An outbound engine gives Mexican confectionery manufacturers what many have never had: a systematic, always-on method to find and reach new buyers in new markets. It turns certifications from compliance paperwork into competitive weapons. It converts the global appetite for Mexican candy into real sales conversations. And it scales in a way that adding more sales reps or distributors never could.
The production quality is there. The global demand is there. The question is whether individual companies will capture their share by waiting for buyers to come to them, or by going out and finding them.
If you are a Mexican confectionery manufacturer ready to build a systematic outbound pipeline, see how our growth engine works or get in touch to discuss your export markets.
Frequently Asked Questions
How much does Mexico export in confectionery products?
Mexico exported $2.17 billion in sugar confectionery in 2025, according to UN COMTRADE data. When combined with bakery exports (bread, biscuits, pastries, cakes), the total exceeds $4 billion. The United States is the dominant destination, absorbing roughly 80% of confectionery exports, followed by Canada, Guatemala, and Germany.
Which Mexican candy brands are best known internationally?
The most recognized include Pulparindo and Mazapan (De La Rosa), Vero and La Corona (now Mondelez/Ricolino), Lucas tamarind candy, and Duvalin. Tamarind and chamoy-flavored candies have seen the fastest international growth, driven by social media exposure and changing consumer preferences toward adventurous flavor profiles.
What certifications do Mexican confectionery exporters need?
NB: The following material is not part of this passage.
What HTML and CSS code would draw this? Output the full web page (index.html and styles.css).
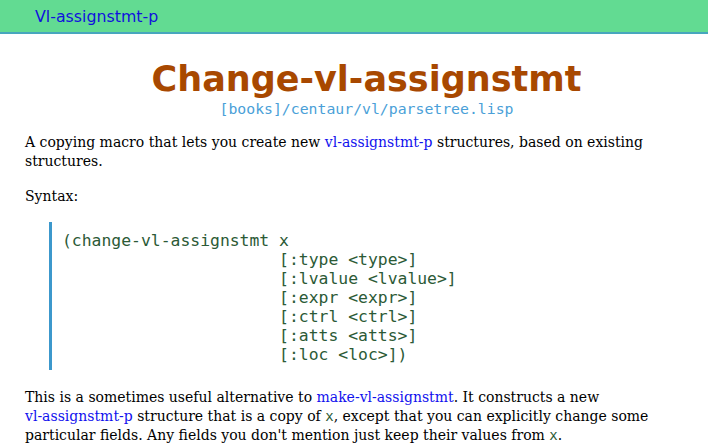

Requirements depend on the target market. For the US, FDA registration is mandatory. For the EU, compliance with EU food safety regulations and proper labeling in the destination country’s language are required. Halal certification opens doors in the Middle East and parts of Southeast Asia. Organic certifications and kosher credentials add value in premium segments. Learn how our engine leads with your certifications.
Can smaller Mexican candy manufacturers compete internationally?
Yes, and in many categories they have an advantage. Smaller producers can offer authentic recipes, artisanal quality, and flexible minimum order quantities that large multinationals cannot. A company with 20 to 150 employees and strong certifications can run targeted outbound campaigns reaching thousands of potential buyers across multiple markets. That level of reach would previously require a team of international sales reps costing several hundred thousand dollars per year. See how the growth engine works for manufacturers your size.
Is this relevant for bakery manufacturers like pan dulce and churros producers?
Absolutely. Mexican bakery products, from pan dulce and churros to cookies and specialty cakes, face the same sales channel limitations as candy manufacturers. The outbound approach works the same way: identify international buyers, lead with certifications and production capacity, and build pipeline systematically across target markets.